Fannin County TXGenWeb
Clemmie Templeton
Sealy Rainey
From:
Mrs. Clemmie Rainey plays the "numbers game"
while Ladonia (pop.900) sleeps. And she has found that the pay-off is good.
Mrs. Rainey, 56, is nightwatchman in the Fannin County
town. She's been going to work- armed with a .38 special revolver- at 8
pm and making her rounds till 5 am for some 16 years 'off and on'.
She likes the job wouldn't have any other, and prides
herself on bing a constant watcher and jot-downer of license plates of
strange cars. That's how she plays the 'numbers game'. Significently, Mrs.
Rainey was born near the Hunt County community of Jot 'em Down.
A few months ago when the L.F. Fry Dry Goods store
in Ladonia was burglarized, Mrs. Rainey chased the intruders car all over
town in her 15 year old sedan. She jotted down the license number, phoned
it to deputies at Bonham, and the man was arrested. He had stolen more
than 50 dresses from Fry's.
More recently, Mrs. Rainey spotted a car parked in
back of Jay Lindley's second hand store. The time was 2 am, an unusual
hour for anything to be parked anywhere but at home in Ladonia.

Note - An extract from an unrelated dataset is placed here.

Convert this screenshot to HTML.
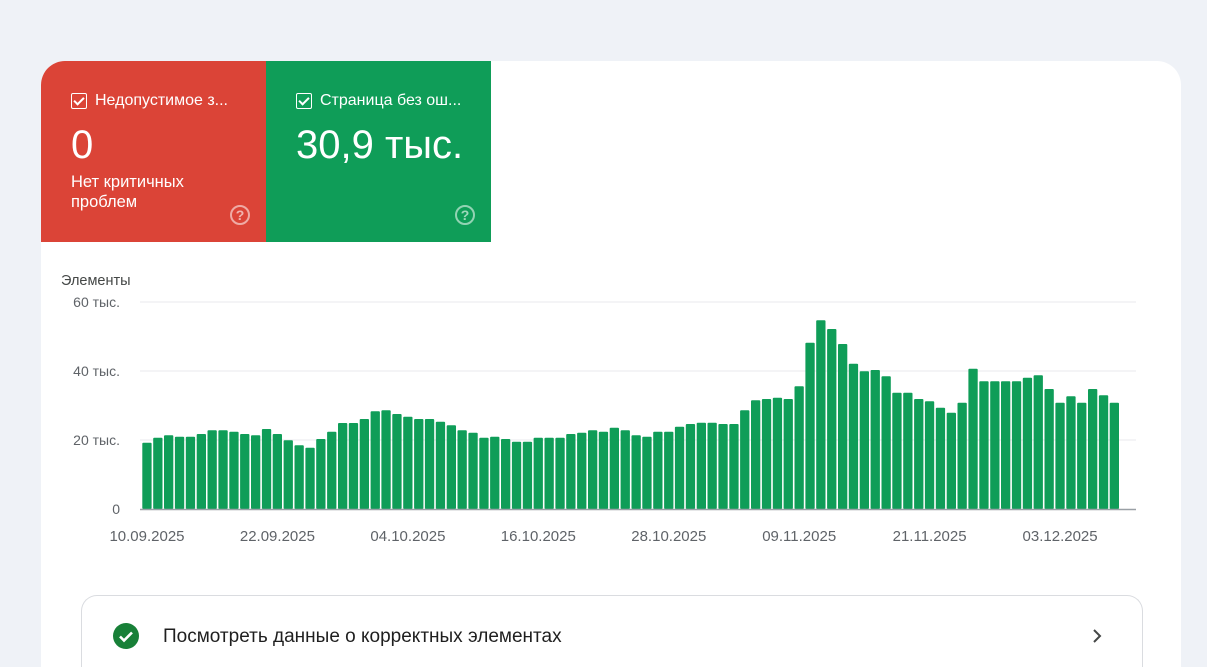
<!DOCTYPE html>
<html><head><meta charset="utf-8"><style>
*{margin:0;padding:0;box-sizing:border-box}
html,body{width:1207px;height:667px;overflow:hidden}
body{background:#eff2f7;font-family:"Liberation Sans",Arial,sans-serif;position:relative}
.card{position:absolute;left:41px;top:61px;width:1140px;height:606px;background:#fff;border-radius:24px 24px 0 0}
.tile{position:absolute;top:61px;height:181px;width:225px;color:#fff}
.red{left:41px;background:#db4437;border-top-left-radius:24px}
.green{left:266px;background:#0f9d58}
.hd{position:absolute;left:30px;top:31px;font-size:16px;display:flex;align-items:center;white-space:nowrap}
.cb{width:16px;height:16px;border:1.5px solid #fff;border-radius:2px;margin-right:8px;position:relative;flex:none}
.cb:after{content:"";position:absolute;left:4px;top:0.5px;width:4px;height:8px;border:solid #fff;border-width:0 2px 2px 0;transform:rotate(45deg)}
.big{position:absolute;left:30px;top:62px;font-size:40px;line-height:44px;white-space:nowrap}
.sub{position:absolute;left:30px;top:111px;font-size:16.5px;line-height:20px}
.q{position:absolute;left:189px;top:144px;width:20px;height:20px;border:2px solid rgba(255,255,255,.55);border-radius:50%;color:rgba(255,255,255,.6);font-size:14px;font-weight:bold;text-align:center;line-height:16px}
.lbl{position:absolute;font-size:14px;color:#5f6368}
.box{position:absolute;left:81px;top:595px;width:1062px;height:72px;border:1px solid #dadce0;border-bottom:none;border-radius:16px 16px 0 0}
</style></head><body>
<div class="card"></div>
<div class="tile red"><div class="hd"><span class="cb"></span>Недопустимое з...</div><div class="big">0</div><div class="sub">Нет критичных<br>проблем</div><div class="q">?</div></div>
<div class="tile green"><div class="hd"><span class="cb"></span>Страница без ош...</div><div class="big">30,9 тыс.</div><div class="q">?</div></div>
<div class="lbl" style="left:61px;top:273px;color:#444746;font-size:14.5px">Элементы</div>
<div class="lbl" style="left:50px;width:70px;text-align:right;top:294px">60 тыс.</div>
<div class="lbl" style="left:50px;width:70px;text-align:right;top:363px">40 тыс.</div>
<div class="lbl" style="left:50px;width:70px;text-align:right;top:432px">20 тыс.</div>
<div class="lbl" style="left:50px;width:70px;text-align:right;top:501px">0</div>
<svg id="ch" style="position:absolute;left:0;top:0" width="1207" height="667"></svg>
<div class="box"></div>
<svg style="position:absolute;left:113px;top:623px" width="26" height="26"><circle cx="13" cy="13" r="13" fill="#188038"/><path d="M7 13.5l4 4 8-8" stroke="#fff" stroke-width="2.6" fill="none"/></svg>
<div style="position:absolute;left:163px;top:626px;font-size:19px;color:#1f1f1f;white-space:nowrap">Посмотреть данные о корректных элементах</div>
<svg style="position:absolute;left:1089px;top:628px" width="16" height="16"><path d="M5 2l6 6-6 6" stroke="#444746" stroke-width="2" fill="none"/></svg>
<script>
var z1=[398,383,376,380,380,372,361,361,365,372,376,357,372,391,406,413,387,365,339,339,327,304,301,312,320,327,327,335,346,361,368,383,380,387,395,395,383,383,383,372,368,361,365,353];
var z2=[361,376,380,365,365,350,342,338,338,342,342,301,271,267,263,267,229,98,31,57,102,161,184,180,199,248,248,267,274,293,308,278,176,214,214,214,214,203,196,237,278,259,278,237,256,278];
var tops=z1.map(function(v){return 310+v/3}).concat(z2.map(function(v){return 310+v/3}));
var s='';
[302,371,440].forEach(function(y){s+='<line x1="140" x2="1136" y1="'+y+'" y2="'+y+'" stroke="#e8eaed"/>';});
tops.forEach(function(t,i){var x=142.3+i*10.87;s+='<rect x="'+x.toFixed(1)+'" y="'+t.toFixed(1)+'" width="9.3" height="'+(509-t).toFixed(1)+'" rx="1" fill="#0f9d58"/>';});
s+='<line x1="140" x2="1136" y1="509.5" y2="509.5" stroke="#9aa0a6" stroke-width="1.5"/>';
var d=['10.09.2025','22.09.2025','04.10.2025','16.10.2025','28.10.2025','09.11.2025','21.11.2025','03.12.2025'];
d.forEach(function(t,i){var x=147+i*12*10.87;s+='<text x="'+x.toFixed(1)+'" y="541" text-anchor="middle" font-size="15" fill="#5f6368" font-family="Liberation Sans,Arial,sans-serif">'+t+'</text>';});
document.getElementById('ch').innerHTML=s;
</script>
</body></html>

She throught it over, and at 3 am awoke deputies in
Bonham with information about the license plate. This single phone call
helpted authorities clear up to 24 seperate burglaries- 12 in Fannin County
and 12 in Grayson County.
Generally, Mrs. Rainey prowls the Ladonia streets
and back alleys all night. Often, she's accompanied by her husband, Ross,
but points to her trusty .38 and says flatly: "I'm not afraid of anything
or anybody".
In the red brick city hall, which sits in the middle
of Ladonia's square, Mrs. Rainey can always get in a hot game of Forty-Two
with the "boys in the back room". Of course, even that breaks up around
midnight. The town restaurant, Dorothy's Cafe, cloese up at 8pm or earlier,
Severice stations cloese at dark. There is no movie, and Ladonia gets so
deserted at night that a bunch of local youngsters can safely start a game
of "kick the can' in the middle of a downtown street.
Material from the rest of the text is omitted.